Before even taking up the bill or hearing from the more than 170 people who signed up to testify, Schwertner opened the hearing by declaring his intent to advance the measure out of committee on Thursday and to the Senate floor next week.
“We’re moving with all deliberate speed on this bill now because now more than ever Texans want to make sure that their Second Amendment rights are not only protected, but restored,” Schwertner said.
Schwertner discussed — but didn’t attach — six amendments that he said would make the proposal more palatable to law enforcement. The changes would:
- Create an offense for carrying a handgun while intoxicated
- Remove the $40 fee to receive a license to carry
- Enhance penalties for people convicted of felonies who are caught carrying handguns
- Strike a provision that forbade law enforcement officers from profiling a person based on whether or not they’re carrying a handgun
- Remove a provision that had said that gun-free zone laws don’t apply unless a person is asked to leave
- Require the Texas Department of Public Safety to create a free, online gun safety course
The committee did not adopt the amendments before voting out the bill, but Schwertner said he was making them known to get discussion going ahead of debate on the Senate floor.
Ray Hunt, executive director of the Houston Police Officers’ Union, said his organization is taking a “cautious neutral” position on the bill and will wait to see which amendments are adopted. The current permitting process works, he said, and without significant changes to the proposal, the union is a “hard no.”
“If this bill is blocked on the Senate floor, there’s not one police officer that’s going to be screaming and hollering that’s been up here today,” Hunt said.
But not all in law enforcement who testified before the committee were opposed to permitless carry. Smith County Sheriff Larry Smith urged senators to “do your due diligence to pass this bill.”
Tara Mica, regional lobbyist for the National Rifle Association, testified that crime rates sank in other states after similar proposals were signed into law. But a growing body of research suggests the opposite. A 2017 study in the American Journal of Public Health concluded that permitless carry laws “are associated with significantly higher rates of total, firearm-related, and handgun-related homicide.” Researchers in the Journal of Empirical Legal Studies in 2019 found that permitless carry laws are linked to “13–15% higher aggregate violent crime rates 10 years after adoption.”

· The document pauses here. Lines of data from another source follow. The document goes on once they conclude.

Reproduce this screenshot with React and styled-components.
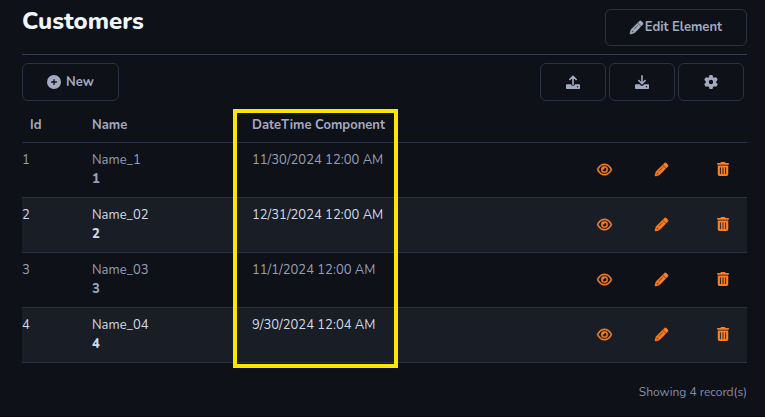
import React from 'react';
import styled, { createGlobalStyle } from 'styled-components';
import { FaCirclePlus, FaGear, FaPencil, FaRegEye, FaTrashCan } from 'react-icons/fa6';

const GlobalStyle = createGlobalStyle`
  *, *::before, *::after { box-sizing: border-box; }
  body {
    margin: 0;
    background: #0e1118;
    color: #979fb5;
    font-family: Nunito, "Noto Sans", sans-serif;
    font-size: 13px;
    line-height: 19px;
  }
`;

const Page = styled.main`
  padding: 9px 18px 14px 22px;
  border-bottom: 1px solid #0b0910;
`;

const Header = styled.header`
  display: flex;
  align-items: flex-start;
  justify-content: space-between;
  padding-bottom: 8px;
  border-bottom: 1px solid #373c50;
`;

const Title = styled.h1`
  margin: 0;
  color: #f1f5fa;
  font-size: 24px;
  font-weight: 800;
  line-height: 24px;
`;

const Button = styled.button`
  display: inline-flex;
  align-items: center;
  justify-content: center;
  gap: ${(p) => p.$gap || 0}px;
  height: ${(p) => p.$height || 38}px;
  padding: 0 ${(p) => p.$pad || 24}px;
  border: 1px solid #2d3144;
  border-radius: 6px;
  background: transparent;
  color: #a3abc0;
  font: inherit;
  font-weight: 700;
  cursor: pointer;

  svg { display: block; }
`;

const Toolbar = styled.div`
  display: flex;
  justify-content: space-between;
  padding: 8px 3px 6px 0;
`;

const ButtonGroup = styled.div`
  display: flex;
  gap: 3px;
`;

const TableArea = styled.div`
  position: relative;
`;

const Table = styled.table`
  width: 100%;
  table-layout: fixed;
  border-collapse: collapse;
`;

const Col = styled.col`
  width: ${(p) => p.$width}px;
`;

const HeadCell = styled.th`
  height: 35px;
  padding: 2px 8px 0;
  border-bottom: 1px solid #2d3144;
  color: #a3abc0;
  font-weight: 700;
  text-align: left;
  white-space: nowrap;
`;

const Row = styled.tr`
  height: 55px;
  border-bottom: 1px solid #2d3144;

  &:nth-child(even) {
    background: #191d26;
    color: #d3d9e5;
  }
`;

const Cell = styled.td`
  padding: ${(p) => (p.$flush ? '8px 8px 8px 0' : '8px')};
  vertical-align: top;
  white-space: nowrap;
`;

const ActionCell = styled.td`
  padding: 0 8px 1px;
  vertical-align: middle;
`;

const Count = styled.strong`
  display: block;
  font-weight: 800;
`;

const IconButton = styled.button`
  display: block;
  padding: 0;
  border: 0;
  background: transparent;
  color: #fd7e20;
  cursor: pointer;

  svg { display: block; }
`;

const EyeIcon = styled(FaRegEye)`
  overflow: visible;
  stroke: currentColor;
  stroke-width: 14;
`;

const PencilIcon = styled(FaPencil)`
  overflow: visible;
  stroke: currentColor;
  stroke-width: 26;
`;

const Highlight = styled.div`
  position: absolute;
  top: 2px;
  bottom: -5px;
  left: 211px;
  width: 165px;
  border: 4px solid #ffe600;
  pointer-events: none;
`;

const Footer = styled.footer`
  padding-top: 20px;
  color: #868ea6;
  font-size: 12px;
  text-align: right;
`;

function TransferIcon({ down }) {
  return (
    <svg width="14" height="14" viewBox="0 0 14 14" fill="none" aria-hidden="true">
      <path
        d={down ? 'M7 .8v7.700M3.800 5.500 7 8.700l3.200-3.200' : 'M7 9.500v-8M3.800 4.500 7 1.300l3.200 3.200'}
        stroke="currentColor"
        strokeWidth="1.6"
        strokeLinecap="round"
        strokeLinejoin="round"
      />
      <path
        fill="currentColor"
        fillRule="evenodd"
        d="M1 9.300h3.900L6 10.700h2l1.100-1.400H13c.6 0 1 .4 1 1V13c0 .6-.4 1-1 1H1c-.6 0-1-.4-1-1v-2.700c0-.6.4-1 1-1ZM11.500 11a.7.7 0 1 0 0 1.400.7.7 0 0 0 0-1.400Z"
      />
    </svg>
  );
}

const records = [
  { id: 1, name: 'Name_1', date: '11/30/2024 12:00 AM' },
  { id: 2, name: 'Name_02', date: '12/31/2024 12:00 AM' },
  { id: 3, name: 'Name_03', date: '11/1/2024 12:00 AM' },
  { id: 4, name: 'Name_04', date: '9/30/2024 12:04 AM' },
];

export default function App() {
  return (
    <>
      <GlobalStyle />
      <Page>
        <Header>
          <Title>Customers</Title>
          <Button type="button" $gap={2} $height={37}>
            <PencilIcon size={13} /> Edit Element
          </Button>
        </Header>
        <Toolbar>
          <Button type="button" $gap={5}>
            <FaCirclePlus size={14} /> New
          </Button>
          <ButtonGroup>
            <Button type="button" $pad={25} aria-label="Import"><TransferIcon /></Button>
            <Button type="button" $pad={25} aria-label="Export"><TransferIcon down /></Button>
            <Button type="button" $pad={25} aria-label="Settings"><FaGear size={14} /></Button>
          </ButtonGroup>
        </Toolbar>
        <TableArea>
          <Table>
            <colgroup>
              <Col $width={62} />
              <Col $width={160} />
              <col />
              <Col $width={58} />
              <Col $width={61} />
              <Col $width={39} />
            </colgroup>
            <thead>
              <tr>
                <HeadCell scope="col">Id</HeadCell>
                <HeadCell scope="col">Name</HeadCell>
                <HeadCell scope="col">DateTime Component</HeadCell>
                <HeadCell as="td" colSpan={3} />
              </tr>
            </thead>
            <tbody>
              {records.map((r) => (
                <Row key={r.id}>
                  <Cell $flush>{r.id}</Cell>
                  <Cell>
                    {r.name}
                    <Count>{r.id}</Count>
                  </Cell>
                  <Cell>{r.date}</Cell>
                  <ActionCell>
                    <IconButton type="button" aria-label={`View ${r.name}`}><EyeIcon size={15} /></IconButton>
                  </ActionCell>
                  <ActionCell>
                    <IconButton type="button" aria-label={`Edit ${r.name}`}><PencilIcon size={13} /></IconButton>
                  </ActionCell>
                  <ActionCell>
                    <IconButton type="button" aria-label={`Delete ${r.name}`}><FaTrashCan size={14} /></IconButton>
                  </ActionCell>
                </Row>
              ))}
            </tbody>
          </Table>
          <Highlight />
        </TableArea>
        <Footer>Showing 4 record(s)</Footer>
      </Page>
    </>
  );
}
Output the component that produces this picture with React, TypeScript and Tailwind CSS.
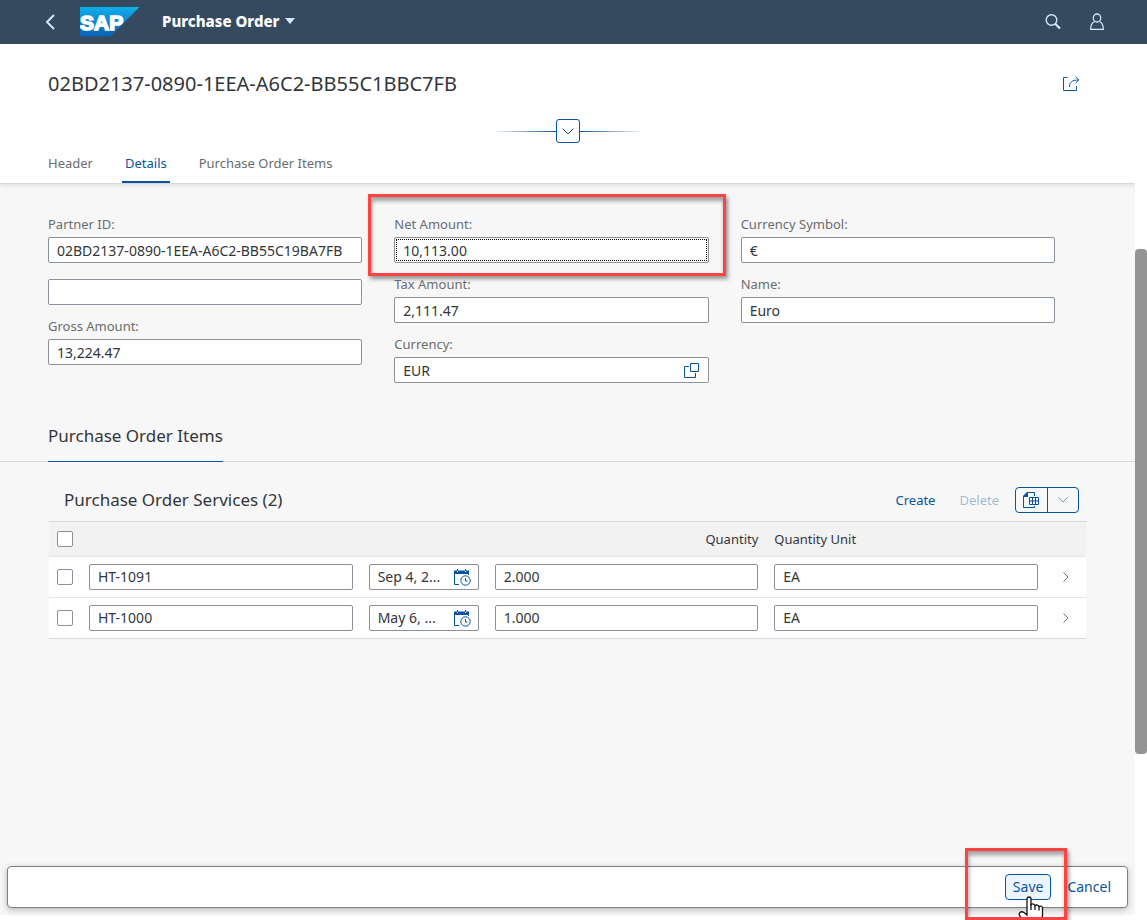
import React, { useState } from "react";

type FieldProps = {
  id: string;
  label?: string;
  defaultValue: string;
  focused?: boolean;
  children?: React.ReactNode;
};

const inputBase =
  "w-full h-[26px] px-2 bg-white border border-[#89919a] rounded-xs text-[14px] leading-[18px] text-[#32363a]";

const Field = ({ id, label, defaultValue, focused, children }: FieldProps) => (
  <div className="relative flex flex-col">
    {label && (
      <label htmlFor={id} className="text-[13px] leading-[18px] text-[#6a6d70]">
        {label}
      </label>
    )}
    <div className="relative mt-1">
      <input
        id={id}
        type="text"
        aria-label={label ? undefined : "Partner name"}
        defaultValue={defaultValue}
        className={inputBase}
      />
      {focused && (
        <div className="pointer-events-none absolute inset-0.5 border border-dotted border-black" />
      )}
      {children}
    </div>
    {focused && (
      <div className="pointer-events-none absolute -top-[21px] -bottom-[13px] -left-[26px] -right-[17px] border-3 border-[#ff4343] shadow-[2px_3px_4px_rgba(0,0,0,0.4),inset_1px_4px_4px_rgba(0,0,0,0.35)]" />
    )}
  </div>
);

const SapLogo = () => (
  <svg width="60" height="30" viewBox="0 0 60 30" aria-label="SAP">
    <defs>
      <linearGradient id="sap" x1="0" y1="0" x2="0" y2="1">
        <stop offset="0" stopColor="#10aeec" />
        <stop offset="1" stopColor="#0a62b4" />
      </linearGradient>
    </defs>
    <path d="M0 0H59.500L30.500 29.500H0Z" fill="url(#sap)" />
    <text
      x="0"
      y="23"
      fill="#fff"
      stroke="#fff"
      strokeWidth="1.600"
      fontFamily="Liberation Sans, sans-serif"
      fontWeight="700"
      fontSize="21"
    >
      SAP
    </text>
  </svg>
);

const CalendarIcon = () => (
  <svg width="17" height="17" viewBox="0 0 17 17" fill="none" stroke="#0854a0">
    <path d="M.5 4V15.500H5M14.500 4V6" />
    <path d="M0 1.500H3V0H4V1.500H11V0H12V1.500H15V5H0Z" fill="#0854a0" stroke="none" />
    <path d="M3 2.500H4M11 2.500H12" stroke="#fff" />
    <circle cx="11.500" cy="11.500" r="4.700" />
    <path d="M11.500 9V12H13.500" />
  </svg>
);

const ExportIcon = () => (
  <svg width="17" height="17" viewBox="0 0 17 17" fill="none" stroke="#0854a0">
    <path d="M4 .5H11.500V4M.5 4.500V15.500H11.500V14" />
    <path d="M0 5V4L4 0H5V5Z" fill="#0854a0" stroke="none" />
    <path d="M6.500 5.500H15.500V12.500H6.500ZM6.500 9H15.500M9.500 5.500V12.500M12.500 5.500V12.500" />
  </svg>
);

const HandCursor = () => (
  <svg width="28" height="30" viewBox="0 0 28 30" fill="#fff" stroke="#10101c" strokeWidth="1.300">
    <path d="M9 18V3C9 .3 13 .3 13 3V8.500C14.500 7.500 16.500 8 17 9.500C18.500 8.600 20.500 9 21 10.500C23 9.600 24.500 10.300 24.500 12V20L23 25V29H12L2.500 21C-.5 17.500 2.500 14.500 6 16.500L9 19Z" />
    <path d="M13 8V14M17 9.500V14M21 10.500V14.500" fill="none" />
  </svg>
);

const rows = [
  { id: "HT-1091", date: "Sep 4, 2...", quantity: "2.000", unit: "EA" },
  { id: "HT-1000", date: "May 6, ...", quantity: "1.000", unit: "EA" },
];

const checkbox =
  "block appearance-none size-4 bg-white border border-[#89919a] rounded-xs checked:bg-[#0854a0]";

const App = () => {
  const [tab, setTab] = useState("Details");

  return (
    <div className="min-h-screen flex flex-col bg-white font-['Noto_Sans',sans-serif] text-[13px] leading-[18px] text-[#32363a]">
      <header className="h-11 flex items-center pl-[44px] pr-[42px] bg-[#354a5f]">
        <button aria-label="Back" className="w-4">
          <svg width="12" height="16" viewBox="0 0 12 16" fill="none" stroke="#d1e8ff" strokeWidth="2">
            <path d="M10 1L3 8L10 15" />
          </svg>
        </button>
        <a href="#home" className="ml-5">
          <SapLogo />
        </a>
        <button className="ml-[22px] pb-0.5 flex items-center gap-1.5 text-[15px] font-extrabold text-white">
          Purchase Order
          <svg width="10" height="6" viewBox="0 0 10 6">
            <path d="M0 0H10L5 6Z" fill="#d1e8ff" />
          </svg>
        </button>
        <div className="ml-auto flex items-center gap-7">
          <button aria-label="Search">
            <svg width="16" height="16" viewBox="0 0 16 16" fill="none" stroke="#d1e8ff">
              <circle cx="6.500" cy="6" r="5.300" strokeWidth="1.400" />
              <path d="M10 9.500L15 14.500" strokeWidth="2.200" />
            </svg>
          </button>
          <button aria-label="User">
            <svg width="16" height="18" viewBox="0 0 16 18" fill="none" stroke="#d1e8ff" strokeWidth="1.300">
              <ellipse cx="8" cy="5" rx="3.700" ry="4" />
              <path d="M5.500 8.500C3 9.500 1.700 11 1.700 16.300H14.300C14.300 11 13 9.500 10.500 8.500" />
            </svg>
          </button>
        </div>
      </header>

      <div className="flex-1 flex">
        <main className="flex-1 flex flex-col mb-[5px] bg-[#f7f7f7]">
          <div className="bg-white border-b border-[#d9d9d9] shadow-[0_2px_4px_rgba(0,0,0,0.08)]">
            <div className="flex items-center justify-between pt-[26px] pl-12 pr-[55px]">
              <h1 className="text-[20px] leading-7">02BD2137-0890-1EEA-A6C2-BB55C1BBC7FB</h1>
              <button aria-label="Share">
                <svg width="18" height="16" viewBox="0 0 18 16" fill="none" stroke="#0854a0">
                  <path d="M5.500 1.500H1.500V14.500H14.500V10" />
                  <path d="M7.500 11C7.500 6 10 4 17 4M13.500 .8L16.800 4L13.500 7.200" />
                </svg>
              </button>
            </div>
            <div className="mt-[21px] flex justify-center items-center">
              <span className="w-16 h-px bg-linear-to-l from-[#0854a0] to-transparent" />
              <button
                aria-label="Expand header"
                className="size-6 flex items-center justify-center border border-[#0854a0] rounded-[3px]"
              >
                <svg width="12" height="7" viewBox="0 0 12 7" fill="none" stroke="#0854a0">
                  <path d="M.5 .5L6 6L11.500 .5" />
                </svg>
              </button>
              <span className="w-16 h-px bg-linear-to-r from-[#0854a0] to-transparent" />
            </div>
            <nav className="flex gap-[26px] pl-[45px]">
              {["Header", "Details", "Purchase Order Items"].map((name) => (
                <button
                  key={name}
                  onClick={() => setTab(name)}
                  className={
                    tab === name
                      ? "h-10 pt-0.5 px-[3px] border-b-2 border-[#0854a0] text-[#0854a0]"
                      : "h-10 pt-0.5 px-[3px] border-b-2 border-transparent text-[#6a6d70]"
                  }
                >
                  {name}
                </button>
              ))}
            </nav>
          </div>

          <section className="grid grid-cols-3 gap-8 items-start pt-[31px] pl-12 pr-20">
            <div className="flex flex-col gap-3">
              <Field id="partner" label="Partner ID:" defaultValue="02BD2137-0890-1EEA-A6C2-BB55C19BA7FB" />
              <Field id="partner-name" defaultValue="" />
              <Field id="gross" label="Gross Amount:" defaultValue="13,224.47" />
            </div>
            <div className="flex flex-col gap-3">
              <Field id="net" label="Net Amount:" defaultValue="10,113.00" focused />
              <Field id="tax" label="Tax Amount:" defaultValue="2,111.47" />
              <Field id="currency" label="Currency:" defaultValue="EUR">
                <button aria-label="Value help" className="absolute right-2.5 top-1.5">
                  <svg width="15" height="15" viewBox="0 0 15 15" fill="none" stroke="#0854a0">
                    <path d="M6.500 .5H14.500V8.500H6.500ZM5 3.500H.5V14.500H11.500V10" />
                  </svg>
                </button>
              </Field>
            </div>
            <div className="flex flex-col gap-3">
              <Field id="symbol" label="Currency Symbol:" defaultValue="€" />
              <Field id="name" label="Name:" defaultValue="Euro" />
            </div>
          </section>

          <section>
            <div className="mt-[41px] px-12 flex border-b border-[#d9d9d9]">
              <h2 className="-mb-px pb-[13px] border-b border-[#0854a0] text-[17px] leading-6">
                Purchase Order Items
              </h2>
            </div>

            <div className="mt-[21px] mx-12">
              <div className="h-[38px] pb-1 flex items-center pl-4 pr-2">
                <h3 className="text-[17px] leading-6">Purchase Order Services (2)</h3>
                <div className="ml-auto flex items-center gap-6 text-[#0854a0]">
                  <button>Create</button>
                  <button disabled className="text-[#0854a0]/40">
                    Delete
                  </button>
                </div>
                <div className="ml-4 flex h-[26px] border border-[#0854a0] rounded-sm">
                  <button aria-label="Export" className="w-[31px] flex items-center justify-center">
                    <ExportIcon />
                  </button>
                  <button
                    aria-label="Export options"
                    className="w-[31px] flex items-center justify-center border-l border-[#0854a0]"
                  >
                    <svg width="10" height="6" viewBox="0 0 10 6" fill="none" stroke="#7a93ad">
                      <path d="M.5 .5L5 5L9.500 .5" />
                    </svg>
                  </button>
                </div>
              </div>
              <div className="border-t border-[#d9d9d9] px-px">
                <table className="w-full table-fixed">
                  <thead>
                    <tr className="h-[34px] bg-[#f2f2f2] border-b border-[#e5e5e5]">
                      <th className="w-8 px-2">
                        <input type="checkbox" aria-label="Select all" className={checkbox} />
                      </th>
                      <th />
                      <th className="w-[126px]" />
                      <th className="px-2 text-right font-normal">Quantity</th>
                      <th className="px-2 text-left font-normal">Quantity Unit</th>
                      <th className="w-10" />
                    </tr>
                  </thead>
                  <tbody>
                    {rows.map((row) => (
                      <tr key={row.id} className="h-[41px] bg-white border-b border-[#e5e5e5] last:border-[#d9d9d9]">
                        <td className="px-2">
                          <input type="checkbox" aria-label={`Select ${row.id}`} className={checkbox} />
                        </td>
                        <td className="px-2">
                          <input type="text" aria-label="Product" defaultValue={row.id} className={inputBase} />
                        </td>
                        <td className="px-2">
                          <div className="relative">
                            <input type="text" aria-label="Date" defaultValue={row.date} className={inputBase} />
                            <button aria-label="Open calendar" className="absolute right-2 top-[5px]">
                              <CalendarIcon />
                            </button>
                          </div>
                        </td>
                        <td className="px-2">
                          <input type="text" aria-label="Quantity" defaultValue={row.quantity} className={inputBase} />
                        </td>
                        <td className="px-2">
                          <input type="text" aria-label="Quantity unit" defaultValue={row.unit} className={inputBase} />
                        </td>
                        <td>
                          <button aria-label="Open item" className="mx-auto block">
                            <svg width="6" height="10" viewBox="0 0 6 10" fill="none" stroke="#6a6d70">
                              <path d="M.5 .5L5 5L.5 9.500" />
                            </svg>
                          </button>
                        </td>
                      </tr>
                    ))}
                  </tbody>
                </table>
              </div>
            </div>
          </section>

          <footer className="mt-auto mx-[7px] mb-[7px] h-[42px] flex items-center justify-end gap-4 pr-4 bg-white border border-[#7f7f7f] rounded-[4px] shadow-[0_2px_6px_rgba(0,0,0,0.25)] text-[14px] text-[#0854a0]">
            <div className="relative">
              <button className="block h-[26px] px-[7px] bg-[#ebf5fe] border border-[#0854a0] rounded-sm">
                Save
              </button>
              <div className="pointer-events-none absolute -top-[26px] -bottom-[20px] -left-[40px] -right-[16px] overflow-hidden border-3 border-[#ff4343] shadow-[2px_3px_4px_rgba(0,0,0,0.4),inset_1px_4px_4px_rgba(0,0,0,0.35)]">
                <div className="absolute left-[50px] top-[45px]">
                  <HandCursor />
                </div>
              </div>
            </div>
            <button>Cancel</button>
          </footer>
        </main>

        {/* scrollbar */}
        <div className="w-3 flex flex-col bg-white">
          <div className="basis-0 grow-205" />
          <div className="basis-0 grow-505 rounded-sm bg-[#949494]" />
          <div className="basis-0 grow-166" />
        </div>
      </div>
    </div>
  );
};

export default App;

“We are now pretty much taking away all the safety precautions in terms of who can own and have a [handgun] out in public,” said state Sen. Juan “Chuy” Hinojosa, D-McAllen.
State Sen. Brian Birdwell, R-Granbury, countered that gun safety is a personal responsibility.
“While the legislation doesn’t make a mandate, the Legislature has an expectation of the citizen that exercises his right to be self-disciplined, to be self-governing in how they carry that weapon,” Birdwell said.
Gun rights advocates in Texas have for years rallied support for permitless carry. Supporters argue Texans have a guaranteed right under the Second Amendment to carry handguns, calling it “constitutional carry.” In backing the proposal, State Sen. Bob Hall, R-Edgewood, compared license to carry fees to poll taxes, a racist Jim Crow era tactic that required people to pay a fee before they could vote and was intended to prevent people of color from casting ballots.
“We don’t make people anymore pay a fee to vote,” Hall said. “But we have one now, which does discriminate against the financially less fortunate.”
Abbott on Tuesday said he would sign the permitless carry bill into law. As recently as last week, the governor had declined to say whether he supported such a proposal.
“I support it, and I believe it should reach my desk, and we should have ‘constitutional carry’ in Texas,” Abbott told North Texas radio host Rick Roberts.
Separately, the Texas House on Thursday afternoon gave initial approval to a measure that seeks to follow through on Abbott’s pledge to make Texas a “Second Amendment sanctuary state.” House Bill 2262 would prohibit state officials from enforcing future federal gun laws that are more restrictive than those on the books in Texas.